Since then, has she experienced much sexism? 'Yes, at various points, definitely. All over the place, all over my life, I have. And, at various times, I've played into it. I think it's quite easy, for young women especially, who haven't necessarily established a sense of themselves, of what does or doesn't feel right, what's good attention and what's not. It's difficult until one gets older to start to draw those boundaries. At the beginning of THE X-FILES, the pay disparity was massive. But that happens all the time in Hollywood. It's "Do this for me, I'll get you a job." All the stuff the papers today about people in entertainment who have abused their position.'

Referring to the slew of once-loved personalities now facing historical abuse charges, we are quickly entering into darker territory. Anderson is clearly not one of those women who might shy away from referring to herself as a feminist, and she's on a roll. 'It's built into our society. It's easy to miss and it's easy to get used to it. There are things that are intolerable in today's world, in terms of the perception of women. Whether they're vamps or vixens - the expectation that, if a woman is wearing a short skirt, she's "asking for it".'

I wonder what she makes of the fact we still have Page Three. 'Is that the nude thingy? Oh God --' She drifts off, then takes up the thread again, referring to Angelina Jolie and William Hague's recent global summit to end sexual violence. 'That problem exists - whether in war or on the streets or in India. And it does not exist because of women. Period. It's not caused by women.' She holds my gaze for several seconds. The inference, of course, is that it is caused by men but, when I push her on this, she moves on swiftly.

Speaking with Anderson now, she strikes me as a woman who has finally grown into herself. In many ways, it feels as though she has lived two lifetimes: one that began and ended with Scully; another that kicked off later in life and has brought her greater fulfillment.

In part, this newfound acceptance comes out of a period of personal re-evaluation. Her younger brother, Aaron, died of a brain tumour three years ago, at the age of 30. He had been diagnosed with neurofibromatosis as a child - a rare genetic condition that causes tumours to grow on nerve tissue. Growing up, Aaron has regular MRI scans and lived a relatively normal life, but when he was at Stanford, studying for a PhD, his behaviour changed and he began to suffer severe mood swings. 'People noticed,' Anderson recalls. 'My parents flew out. They thought he was having an existential breakdown and finally someone did a CAT scan and from that moment to the moment of his passing, it was three years.'

Aaron was a practicing Buddhist. Anderson tells me he death with his illness 'with such a state of grace --'. She looks away. 'It had a profound effect on all of us.

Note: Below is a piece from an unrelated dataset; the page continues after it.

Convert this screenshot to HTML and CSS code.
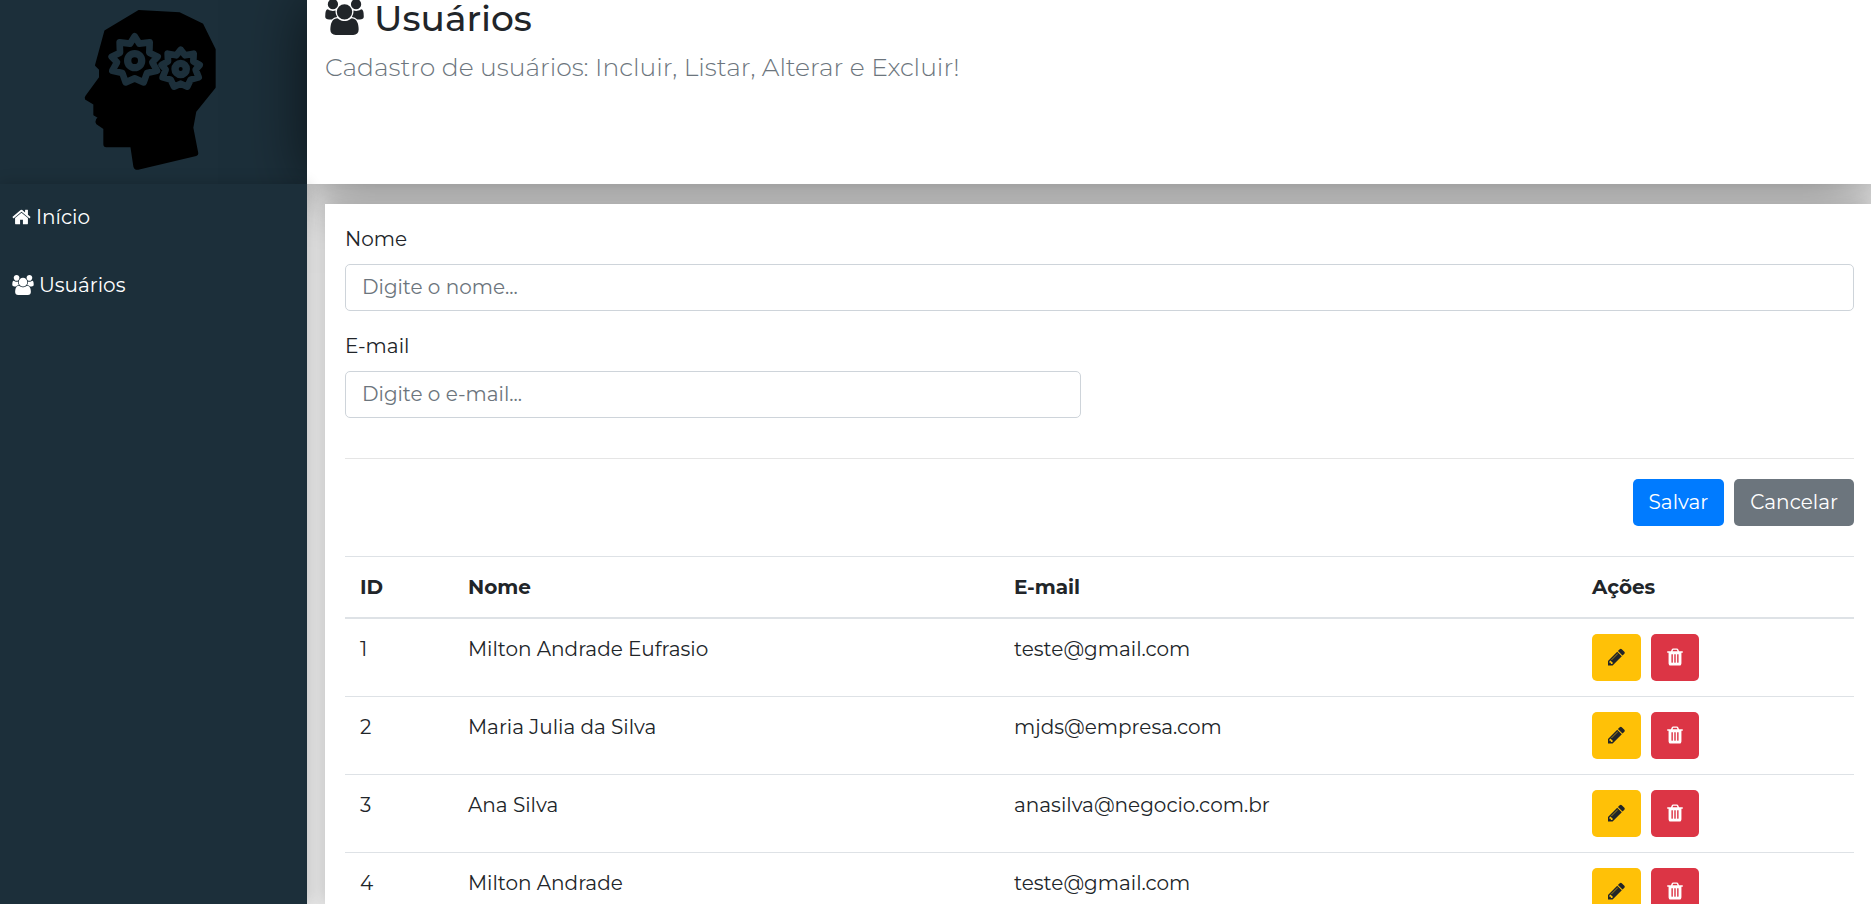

He was just extraordinary. He made it a lot easier for all of us.' When he died, it prompted a time of personal reflection. 'It did make me change priorities and realize life is short,' she says. 'And that it's important to follow one's heart, I think, and make the most out of the time we have.'

She speaks calmly but her eyes are veiled and faraway. She allows herself a second to refocus and then turns back to me, a bright smile fixed in place. A waiter comes to tell her that her taxi is waiting outside. She thanks him and gets up to leave, pulling her suitcase behind her as she walks out of the hotel. Once again, she refuses all offers of help. Like Stella Gibson, this is a woman determined to do things her own way.